───── Source records

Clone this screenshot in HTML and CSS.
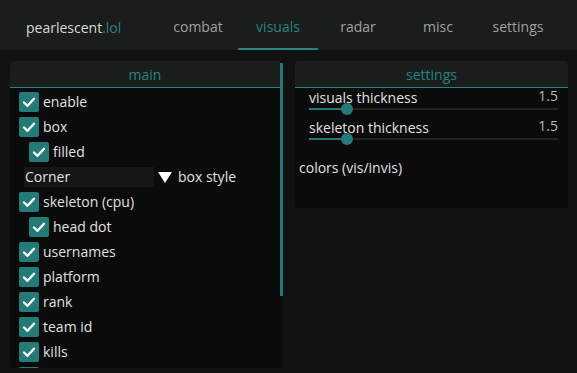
FILE: index.html
```html
<!DOCTYPE html>
<html>
<head>
<meta charset="utf-8">
<link rel="stylesheet" href="styles.css">
</head>
<body>
<header class="topbar">
  <div class="logo">pearlescent<span class="accent">.lol</span></div>
  <nav class="tabs">
    <div class="tab">combat</div>
    <div class="tab active">visuals</div>
    <div class="tab">radar</div>
    <div class="tab">misc</div>
    <div class="tab">settings</div>
  </nav>
</header>
<main class="content">
  <section class="panel panel-main">
    <div class="panel-inner">
      <div class="panel-title">main</div>
      <div class="list">
        <div class="row"><span class="cb"><svg viewBox="0 0 20 20"><path d="M5 10.5 L8.5 13.8 L15 6.8"/></svg></span><span class="lbl">enable</span></div>
        <div class="row"><span class="cb"><svg viewBox="0 0 20 20"><path d="M5 10.5 L8.5 13.8 L15 6.8"/></svg></span><span class="lbl">box</span></div>
        <div class="row sub"><span class="cb"><svg viewBox="0 0 20 20"><path d="M5 10.5 L8.5 13.8 L15 6.8"/></svg></span><span class="lbl">filled</span></div>
        <div class="row combo-row"><span class="combo">Corner</span><span class="arrow"></span><span class="lbl combo-lbl">box style</span></div>
        <div class="row"><span class="cb"><svg viewBox="0 0 20 20"><path d="M5 10.5 L8.5 13.8 L15 6.8"/></svg></span><span class="lbl">skeleton (cpu)</span></div>
        <div class="row sub"><span class="cb"><svg viewBox="0 0 20 20"><path d="M5 10.5 L8.5 13.8 L15 6.8"/></svg></span><span class="lbl">head dot</span></div>
        <div class="row"><span class="cb"><svg viewBox="0 0 20 20"><path d="M5 10.5 L8.5 13.8 L15 6.8"/></svg></span><span class="lbl">usernames</span></div>
        <div class="row"><span class="cb"><svg viewBox="0 0 20 20"><path d="M5 10.5 L8.5 13.8 L15 6.8"/></svg></span><span class="lbl">platform</span></div>
        <div class="row"><span class="cb"><svg viewBox="0 0 20 20"><path d="M5 10.5 L8.5 13.8 L15 6.8"/></svg></span><span class="lbl">rank</span></div>
        <div class="row"><span class="cb"><svg viewBox="0 0 20 20"><path d="M5 10.5 L8.5 13.8 L15 6.8"/></svg></span><span class="lbl">team id</span></div>
        <div class="row"><span class="cb"><svg viewBox="0 0 20 20"><path d="M5 10.5 L8.5 13.8 L15 6.8"/></svg></span><span class="lbl">kills</span></div>
        <div class="row"><span class="cb"></span></div>
      </div>
    </div>
    <div class="scrollbar"><div class="thumb"></div></div>
  </section>
  <section class="panel panel-settings">
    <div class="panel-title">settings</div>
    <div class="sliders">
      <div class="slider">
        <div class="slider-head"><span class="lbl">visuals thickness</span><span class="val">1.5</span></div>
        <div class="track"><div class="fill" style="width: 38px"></div><div class="knob"></div></div>
      </div>
      <div class="slider">
        <div class="slider-head"><span class="lbl">skeleton thickness</span><span class="val">1.5</span></div>
        <div class="track"><div class="fill" style="width: 38px"></div><div class="knob"></div></div>
      </div>
    </div>
    <div class="colors lbl">colors (vis/invis)</div>
  </section>
</main>
</body>
</html>
```

FILE: styles.css
```css
* { box-sizing: border-box; }
html, body {
  margin: 0;
  padding: 0;
}
body {
  width: 577px;
  height: 373px;
  overflow: hidden;
  background: #121212;
  font-family: "Open Sans", "Noto Sans", sans-serif;
  font-size: 14px;
  color: #e0e0e0;
}
.topbar {
  height: 50px;
  background: #1b1c1c;
  display: flex;
  align-items: stretch;
}
.logo {
  width: 158px;
  padding-left: 26px;
  padding-top: 4px;
  display: flex;
  align-items: center;
  font-size: 14px;
  color: #d8d8d8;
}
.accent { color: #268580; }
.tabs { display: flex; }
.tab {
  width: 80px;
  display: flex;
  align-items: center;
  justify-content: center;
  padding-top: 4px;
  color: #a0a0a0;
  font-size: 14px;
  border-bottom: 2px solid transparent;
}
.tab.active {
  color: #268580;
  border-bottom-color: #268580;
}
.content {
  display: flex;
  gap: 12px;
  padding: 11px 9px 0 10px;
  align-items: flex-start;
}
.panel {
  width: 273px;
  background: #0b0b0b;
  border-radius: 4px;
  overflow: hidden;
}
.panel-main {
  height: 307px;
  display: flex;
}
.panel-inner {
  flex: 1;
  overflow: hidden;
}
.panel-title {
  height: 27px;
  background: #1b1c1c;
  border-bottom: 1px solid #268580;
  color: #268580;
  text-align: center;
  line-height: 27px;
  font-size: 14px;
}
.scrollbar {
  width: 3px;
  flex: none;
}
.thumb {
  margin-top: 2px;
  height: 233px;
  background: #237a76;
}
.list {
  padding: 4px 0 0 9px;
}
.row {
  height: 25px;
  display: flex;
  align-items: flex-start;
}
.row.sub { padding-left: 10px; }
.cb {
  width: 20px;
  height: 20px;
  background: #237a76;
  border-radius: 2px;
  flex: none;
}
.cb svg {
  width: 20px;
  height: 20px;
  display: block;
  fill: none;
  stroke: #fff;
  stroke-width: 2.4;
  stroke-linecap: round;
  stroke-linejoin: round;
}
.lbl {
  color: #e0e0e0;
  font-size: 14px;
  line-height: 20px;
}
.row .lbl { margin-left: 4px; }
.combo-row { padding-left: 5px; }
.combo {
  width: 130px;
  height: 20px;
  background: #161616;
  line-height: 20px;
  padding-left: 1px;
  color: #e0e0e0;
}
.arrow {
  width: 0;
  height: 0;
  margin: 5px 0 0 4px;
  border-left: 7px solid transparent;
  border-right: 7px solid transparent;
  border-top: 11px solid #fff;
}
.row .combo-lbl { margin-left: 6px; }
.panel-settings {
  height: 147px;
}
.sliders {
  padding: 0 10px 0 14px;
}
.slider {
  height: 30px;
}
.slider-head {
  display: flex;
  justify-content: space-between;
  height: 16px;
  line-height: 16px;
}
.val { color: #b8b8b8; font-size: 14px; }
.track {
  position: relative;
  height: 2px;
  margin-top: 4px;
  background: #232323;
}
.fill {
  height: 2px;
  background: #237a76;
}
.knob {
  position: absolute;
  left: 32px;
  top: -5px;
  width: 12px;
  height: 12px;
  border-radius: 50%;
  background: #237a76;
}
.colors {
  display: block;
  padding: 10px 0 0 4px;
}
```
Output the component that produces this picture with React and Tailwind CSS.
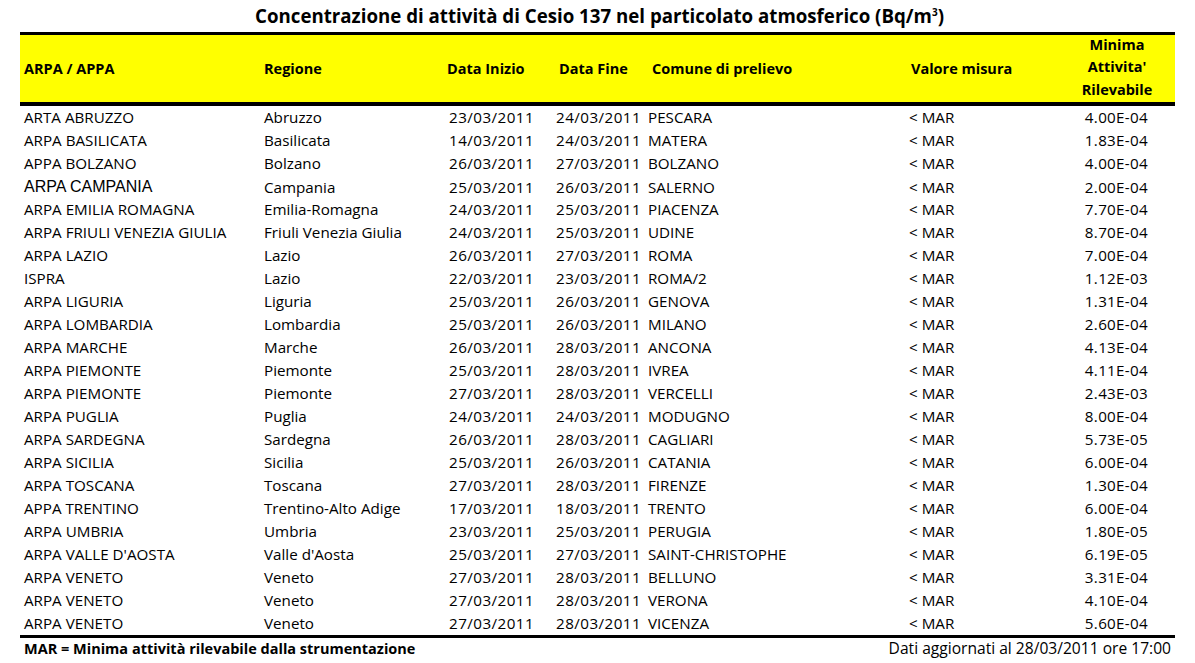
const rows = [
  ['ARTA ABRUZZO', 'Abruzzo', '23/03/2011', '24/03/2011', 'PESCARA', '4.00E-04'],
  ['ARPA BASILICATA', 'Basilicata', '14/03/2011', '24/03/2011', 'MATERA', '1.83E-04'],
  ['APPA BOLZANO', 'Bolzano', '26/03/2011', '27/03/2011', 'BOLZANO', '4.00E-04'],
  ['ARPA CAMPANIA', 'Campania', '25/03/2011', '26/03/2011', 'SALERNO', '2.00E-04', true],
  ['ARPA EMILIA ROMAGNA', 'Emilia-Romagna', '24/03/2011', '25/03/2011', 'PIACENZA', '7.70E-04'],
  ['ARPA FRIULI VENEZIA GIULIA', 'Friuli Venezia Giulia', '24/03/2011', '25/03/2011', 'UDINE', '8.70E-04'],
  ['ARPA LAZIO', 'Lazio', '26/03/2011', '27/03/2011', 'ROMA', '7.00E-04'],
  ['ISPRA', 'Lazio', '22/03/2011', '23/03/2011', 'ROMA/2', '1.12E-03'],
  ['ARPA LIGURIA', 'Liguria', '25/03/2011', '26/03/2011', 'GENOVA', '1.31E-04'],
  ['ARPA LOMBARDIA', 'Lombardia', '25/03/2011', '26/03/2011', 'MILANO', '2.60E-04'],
  ['ARPA MARCHE', 'Marche', '26/03/2011', '28/03/2011', 'ANCONA', '4.13E-04'],
  ['ARPA PIEMONTE', 'Piemonte', '25/03/2011', '28/03/2011', 'IVREA', '4.11E-04'],
  ['ARPA PIEMONTE', 'Piemonte', '27/03/2011', '28/03/2011', 'VERCELLI', '2.43E-03'],
  ['ARPA PUGLIA', 'Puglia', '24/03/2011', '24/03/2011', 'MODUGNO', '8.00E-04'],
  ['ARPA SARDEGNA', 'Sardegna', '26/03/2011', '28/03/2011', 'CAGLIARI', '5.73E-05'],
  ['ARPA SICILIA', 'Sicilia', '25/03/2011', '26/03/2011', 'CATANIA', '6.00E-04'],
  ['ARPA TOSCANA', 'Toscana', '27/03/2011', '28/03/2011', 'FIRENZE', '1.30E-04'],
  ['APPA TRENTINO', 'Trentino-Alto Adige', '17/03/2011', '18/03/2011', 'TRENTO', '6.00E-04'],
  ['ARPA UMBRIA', 'Umbria', '23/03/2011', '25/03/2011', 'PERUGIA', '1.80E-05'],
  ["ARPA VALLE D'AOSTA", "Valle d'Aosta", '25/03/2011', '27/03/2011', 'SAINT-CHRISTOPHE', '6.19E-05'],
  ['ARPA VENETO', 'Veneto', '27/03/2011', '28/03/2011', 'BELLUNO', '3.31E-04'],
  ['ARPA VENETO', 'Veneto', '27/03/2011', '28/03/2011', 'VERONA', '4.10E-04'],
  ['ARPA VENETO', 'Veneto', '27/03/2011', '28/03/2011', 'VICENZA', '5.60E-04'],
];

// fixed column template shared by header and body rows
const cols = 'grid grid-cols-[240px_185px_107px_92px_261px_160px_106px]';

export default function App() {
  return (
    <div className="w-[1195px] h-[663px] bg-white text-black font-['Open_Sans',sans-serif] overflow-hidden">
      <h1 className="h-[32px] pl-[4px] flex items-center justify-center text-[18.7px] font-bold leading-none">
        Concentrazione di attività di Cesio 137 nel particolato atmosferico (Bq/m<sup className="text-[10px] relative -top-[4px]">3</sup>)
      </h1>

      <div className="mx-[20px] w-[1155px]">
        <div className="border-t-[3px] border-b-[4px] border-black">
          <div className={`${cols} h-[67px] bg-[#ffff00] items-center text-[14.5px] font-bold pl-[4px]`}>
            <div>ARPA / APPA</div>
            <div>Regione</div>
            <div className="-ml-[2px]">Data Inizio</div>
            <div className="ml-[3px]">Data Fine</div>
            <div className="ml-[4px]">Comune di prelievo</div>
            <div className="ml-[2px]">Valore misura</div>
            <div className="text-center leading-[22.5px] pr-[10px] -mt-[2px]">
              Minima<br />Attivita'<br />Rilevabile
            </div>
          </div>
        </div>

        <div className="border-b-[3px] border-black">
          {rows.map((r, i) => (
            <div key={i} className={`${cols} h-[23px] items-center text-[15.2px] pl-[4px] pb-[7px]`}>
              <div className={r[6] ? "font-['Liberation_Sans',sans-serif] text-[16px]" : ''}>{r[0]}</div>
              <div>{r[1]}</div>
              <div className="tracking-[0.45px]">{r[2]}</div>
              <div className="tracking-[0.45px]">{r[3]}</div>
              <div>{r[4]}</div>
              <div>&lt; MAR</div>
              <div className="text-right pr-[27px] tracking-[0.3px]">{r[5]}</div>
            </div>
          ))}
        </div>

        <div className="flex justify-between items-center h-[22px] px-[4px]">
          <div className="font-bold text-[14.5px]">MAR = Minima attività rilevabile dalla strumentazione</div>
          <div className="text-[15.6px]">Dati aggiornati al 28/03/2011 ore 17:00</div>
        </div>
      </div>
    </div>
  );
}
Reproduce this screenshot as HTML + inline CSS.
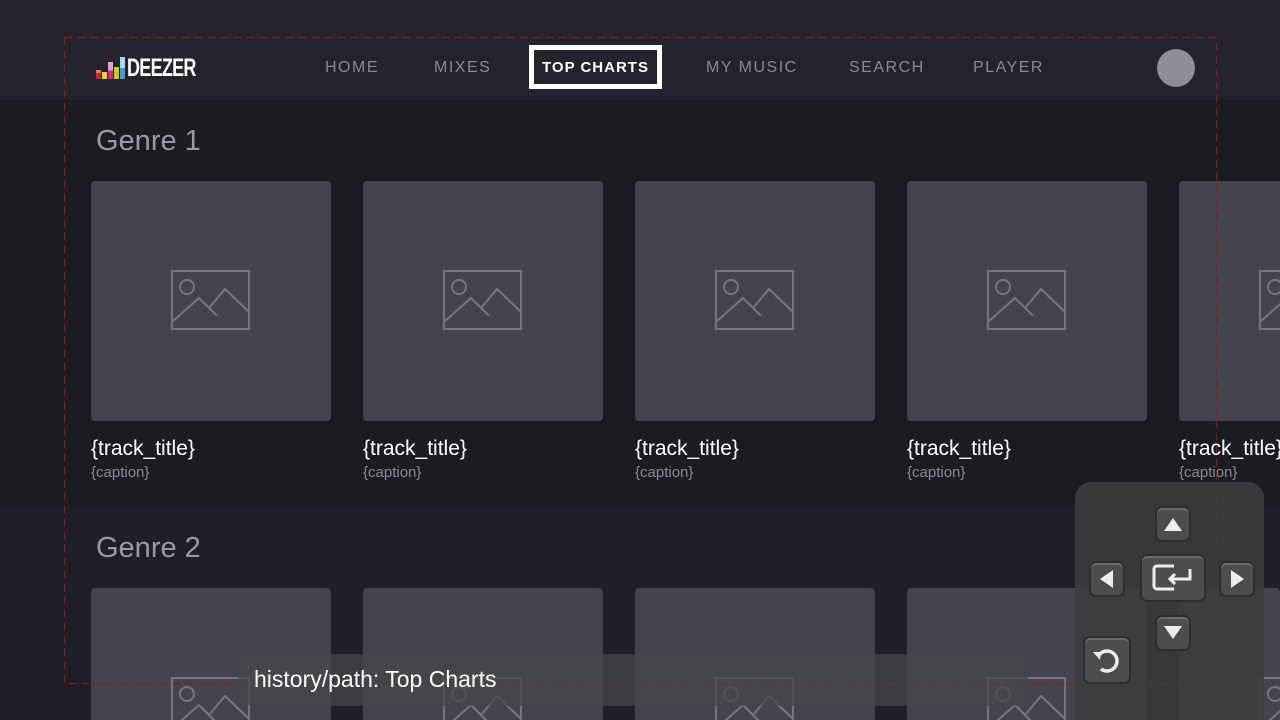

──────────

- **Aim**
Return all lines containing "screenshot".

- **Response below**
Clone this screenshot in HTML and CSS.
Reproduce this screenshot as HTML + inline CSS.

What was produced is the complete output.